My parents tell me I had the most beautiful eyes. When I was three though, something started going wrong with them. Doctors said it was glaucoma and I underwent an operation in my right eye. Soon after, my parents noticed that my right eye had some discharge coming out of it. When they contacted the doctor, he said it was normal but within a few days, my right eye completely disappeared and they rushed me back to the hospital. But I had already lost my right eye. The doctor immediately performed surgery to stop the infection from spreading. If he hadn’t been negligent, maybe we could have saved my right eye. By the time I turned 5, I had undergone six operations. With 20% vision left in my left eye, I was told to be very careful to make sure I did not lose it.
As a child, I went to a mainstream school. My twin sister was in the same class so it saved me from a fair bit of teasing and peer pressure. In Class 8, my school asked me to leave since they did not have the provisions necessary for a visually impaired student. My mother found out I could write my exams privately. That was the start of my education journey. I studied in private and gave exams with help of a scribe.
In 10th standard, I scored 80%. In Class 12, I scored 76%. I studied for college through correspondence and even translated my own college books from Hindi to English. I even did my Masters in English Literature. I learnt Braille, typing, computers, English, guitar – all on my own. When I got introduced to the miracle of a screen reader which reads everything on the screen, I learnt it on my own.

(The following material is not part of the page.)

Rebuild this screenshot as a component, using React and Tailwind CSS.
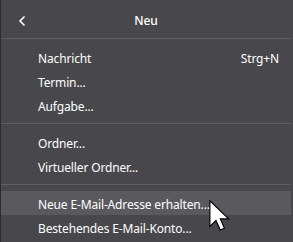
import { ChevronLeft } from "lucide-react";

const sections = [
  [
    { label: "Nachricht", shortcut: "Strg+N" },
    { label: "Termin..." },
    { label: "Aufgabe..." },
  ],
  [{ label: "Ordner..." }, { label: "Virtueller Ordner..." }],
  [
    { label: "Neue E-Mail-Adresse erhalten...", hover: true },
    { label: "Bestehendes E-Mail-Konto..." },
  ],
];

export default function App() {
  return (
    <div
      className="relative w-[293px] h-[242px] overflow-hidden bg-[#48474c] border-l border-[#2c2c2f] text-white text-[12px] tracking-[-0.15px]"
      style={{ fontFamily: '"Noto Sans", "Open Sans", sans-serif' }}
    >
      {/* Header */}
      <div className="relative h-[39px] flex items-center justify-center border-b border-[#5f5e63] mr-[2px] pt-[4px]">
        <ChevronLeft size={16} strokeWidth={2.5} className="absolute left-[13px] top-[13px] text-white" />
        <span className="font-medium text-[12px]">Neu</span>
      </div>

      {sections.map((items, i) => (
        <div
          key={i}
          className={`pt-[6px] pb-[6px] mr-[2px] ${i < sections.length - 1 ? "border-b border-[#5f5e63]" : ""}`}
        >
          {items.map((item) => (
            <div
              key={item.label}
              className={`h-[24px] flex items-center justify-between pl-[37px] pr-[12px] pt-[3px] ${item.hover ? "bg-[#5a595e]" : ""}`}
            >
              <span>{item.label}</span>
              {item.shortcut && <span>{item.shortcut}</span>}
            </div>
          ))}
        </div>
      ))}

      {/* mouse cursor */}
      <svg
        className="absolute left-[208px] top-[200px]"
        width="21"
        height="32"
        viewBox="0 0 13 20"
      >
        <path
          d="M0.5 0.5 L0.5 16.5 L4.3 12.8 L7 18.8 L9.6 17.7 L7 11.8 L12.2 11.8 Z"
          fill="#fff"
          stroke="#000"
          strokeWidth="0.7"
          strokeLinejoin="miter"
        />
      </svg>
    </div>
  );
}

My friends, twin sister and my brother left the place Naya Nangal for better opportunities. I decided not to. I wanted to stay back and raise awareness about disability and the opportunities technology has to offer. I did not want another child to go through the things I did. I have faced and still face a lot of discrimination. In parties, people wish my sister and brother but ignore me. When relatives visit home, they inquire about my sister’s wedding but seldom ask about mine, even if I am right next to her. Recently, I was asked not to enter the karate class, though I was paying twice the fee and had already secured a green belt. One day, I know I will get the black belt and train other visually impaired girls.
When someone says, I can’t, I go ahead and do it. Today, I work as an RJ, a senior content writer sitting right in my house, and conduct Sensitisation Sessions in the schools around my area on issues of disability. I even did paragliding in Kullu Manali and hope to travel by myself to different places one day. Today, I can confidently say – even though I am visually impaired, the world is a beautiful place!